Later, as a student at Stanford, Rodriguez secures a part-time job doing construction work and, of course, uses physical labor as an opportunity for yet another sort of “made over” experience. Unlike his previous made over” experiences with language, however, Rodriguez readily accepts that in so many ways, the los pobres were “so different from me.”
(Maybe, maybe not, depending on the eye of the beholder.)
I suspect that Mr. Rodriguez probably overstated the differences between himself and los pobres; after all, in his latest work, Darling: A Spiritual Autobiography, Rodriguez is fully capable of rightly seeing a dizzying amount of similarities between peoples across the lines religious, ethnic, and sexuality boundaries.

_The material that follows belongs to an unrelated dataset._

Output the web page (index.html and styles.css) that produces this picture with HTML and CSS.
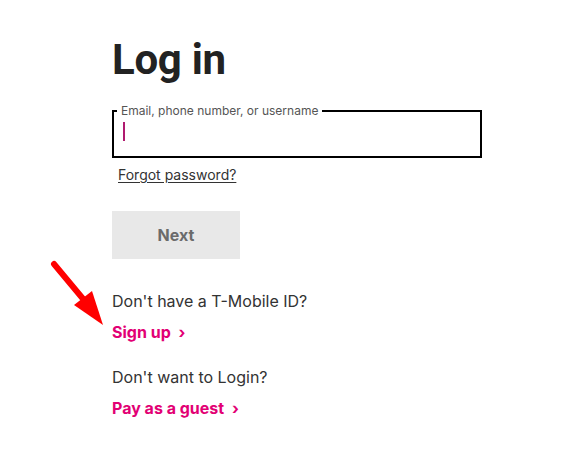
FILE: index.html
```html
<!DOCTYPE html>
<html lang="en">
<head>
    <meta charset="UTF-8">
    <title>Log in</title>
    <link rel="stylesheet" href="styles.css">
</head>
<body>
    <div class="login">
        <h1 class="title">Log in</h1>
        <fieldset class="field">
            <legend>Email, phone number, or username</legend>
            <div class="field-input"><span class="caret"></span></div>
        </fieldset>
        <a class="forgot" href="#">Forgot password?</a>
        <button class="next-button">Next</button>

        <div class="group">
            <p class="prompt">Don't have a T-Mobile ID?</p>
            <a class="cta" href="#">Sign up <span class="chevron">&#8250;</span></a>
        </div>
        <div class="group">
            <p class="prompt">Don't want to Login?</p>
            <a class="cta" href="#">Pay as a guest <span class="chevron">&#8250;</span></a>
        </div>
    </div>

    <!-- red annotation arrow -->
    <svg class="arrow" width="580" height="450" viewBox="0 0 580 450">
        <line x1="54" y1="264" x2="84" y2="300" stroke="#ff0000" stroke-width="6" stroke-linecap="round"/>
        <polygon points="74,305 92,291 103,325" fill="#ff0000"/>
    </svg>
</body>
</html>
```

FILE: styles.css
```css
/* Basic reset */
* {
    margin: 0;
    padding: 0;
    box-sizing: border-box;
}

body {
    font-family: Inter, 'Noto Sans', sans-serif;
    background-color: #fff;
    color: #262626;
    width: 580px;
    height: 450px;
    position: relative;
    overflow: hidden;
}

.login {
    padding: 35px 0 0 112px;
    display: flex;
    flex-direction: column;
    align-items: flex-start;
}

.title {
    font-family: Roboto, sans-serif;
    font-size: 42px;
    font-weight: 700;
    line-height: 50px;
    color: #222;
    letter-spacing: -0.3px;
}

.field {
    width: 370px;
    margin-top: 19px;
    border: 2px solid #000;
    padding: 0;
}

.field legend {
    margin-left: 3px;
    padding: 0 4px;
    font-size: 12px;
    line-height: 13px;
    color: #555;
}

.field-input {
    height: 39px;
    padding: 5px 0 0 9px;
}

.caret {
    display: block;
    width: 1.5px;
    height: 19px;
    background-color: #b01a6f;
}

.forgot {
    margin: 7px 0 0 6px;
    font-size: 14px;
    line-height: 20px;
    color: #333;
    text-decoration: underline;
    text-underline-offset: 2px;
}

.next-button {
    margin-top: 26px;
    width: 128px;
    height: 48px;
    border: none;
    background-color: #e8e8e8;
    font-family: Inter, sans-serif;
    font-size: 16px;
    font-weight: 700;
    color: #6b6b6b;
}

.group {
    display: flex;
    flex-direction: column;
    align-items: flex-start;
    gap: 7px;
}

.group:first-of-type {
    margin-top: 30px;
}

.group + .group {
    margin-top: 21px;
}

.prompt {
    font-size: 16px;
    line-height: 24px;
    color: #333;
}

.cta {
    font-size: 16px;
    font-weight: 700;
    line-height: 24px;
    color: #e20074;
    text-decoration: none;
}

.chevron {
    margin-left: 4px;
    font-weight: 700;
}

.arrow {
    position: absolute;
    top: 0;
    left: 0;
    pointer-events: none;
}
```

By far, my favorite essay in Darling is the essay “Ojalá,” a Spanish word with etymological origins in Arabic (like many other Spanish words); a word that Rodriguez’s mother often used and a word that serves as the primary catalyst of another of Rodriguez’s primary themes; how really “mixed” we all are in so many fearful and wonderful ways. It occurs to me that the more that we can begin to acknowledge accept that “mixture,” the closer that our society will truly come to being “made over” in a truly profound way.